Tuesday, April 3, 2018

You Are Not Alone

On April 4, 2018, the Green Space at Auburn University was covered in backpacks. An organization called Active Mind,s which raises awareness about the escalating numbers of suicide victims among college students, covered the Green Space with the backpacks of students who will never graduate, never pursue their dreams, never realize their goals in life. Each backpack had a story of it's owner attached to it. Each backpack was there because the owner no longer is.

A friend of mine is struggling with a situation right now, a nasty, ugly situation. One she probably thought no one could understand. One that she had a hard time even typing the words, much less speaking them. Sadly, I know some of what she is going through (I am keeping details out of this post in respect for her and her family's privacy).
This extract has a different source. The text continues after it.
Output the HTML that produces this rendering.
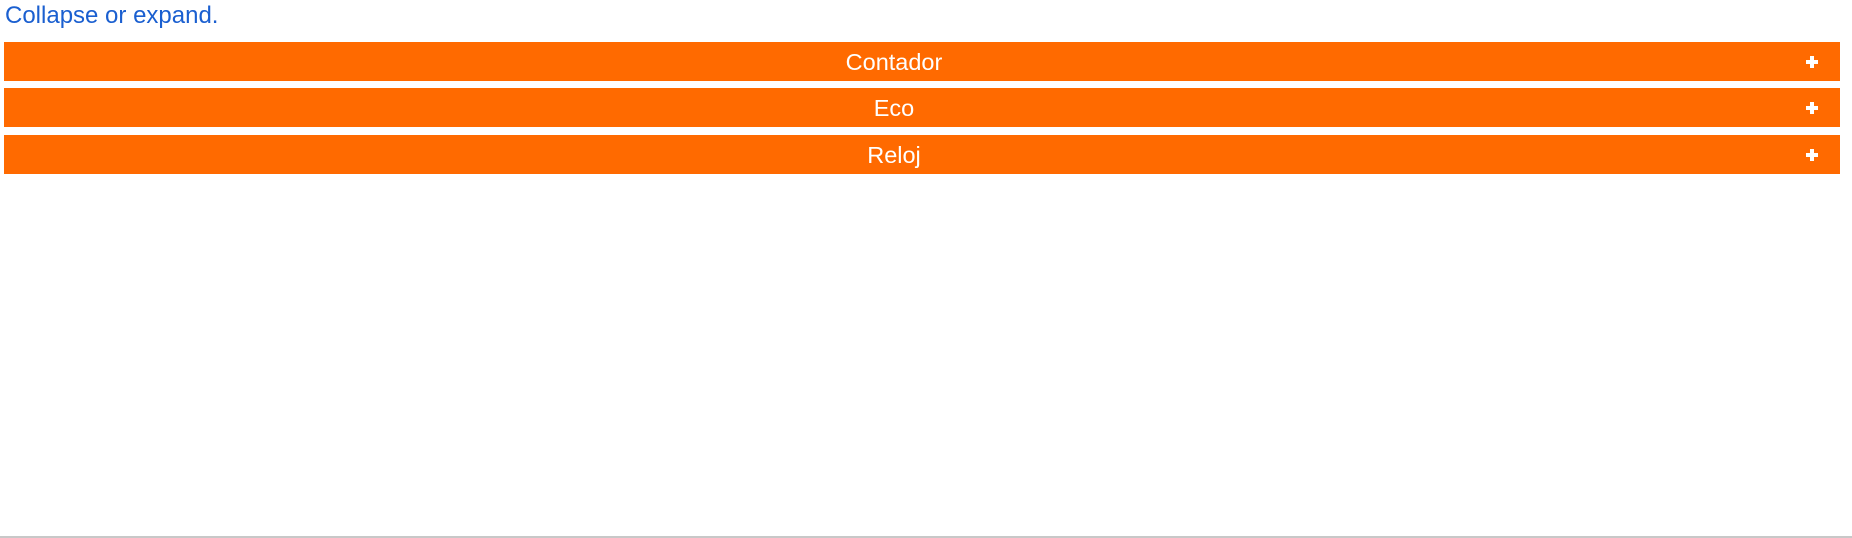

I joined a Facebook group specifically for mothers of children whose lives were lost to suicide and mental illness. I have been amazed (and heartbroken) to see how many new members join each day.

What I want you to see in all of this is that YOU ARE NOT ALONE.



Whatever you are going through, whatever painful path you are walking, someone else is there (or at least close to there) as well.  When we experience incredibly difficult, sometimes unspeakable situations in our lives, our natural reaction is to hide. Hide from the pain, hide from the perceived embarrassment, hide from friends and family, just hide from life. You feel like no one could possibly understand what you are going through. You feel guilty because you didn't do enough or maybe pushed too hard.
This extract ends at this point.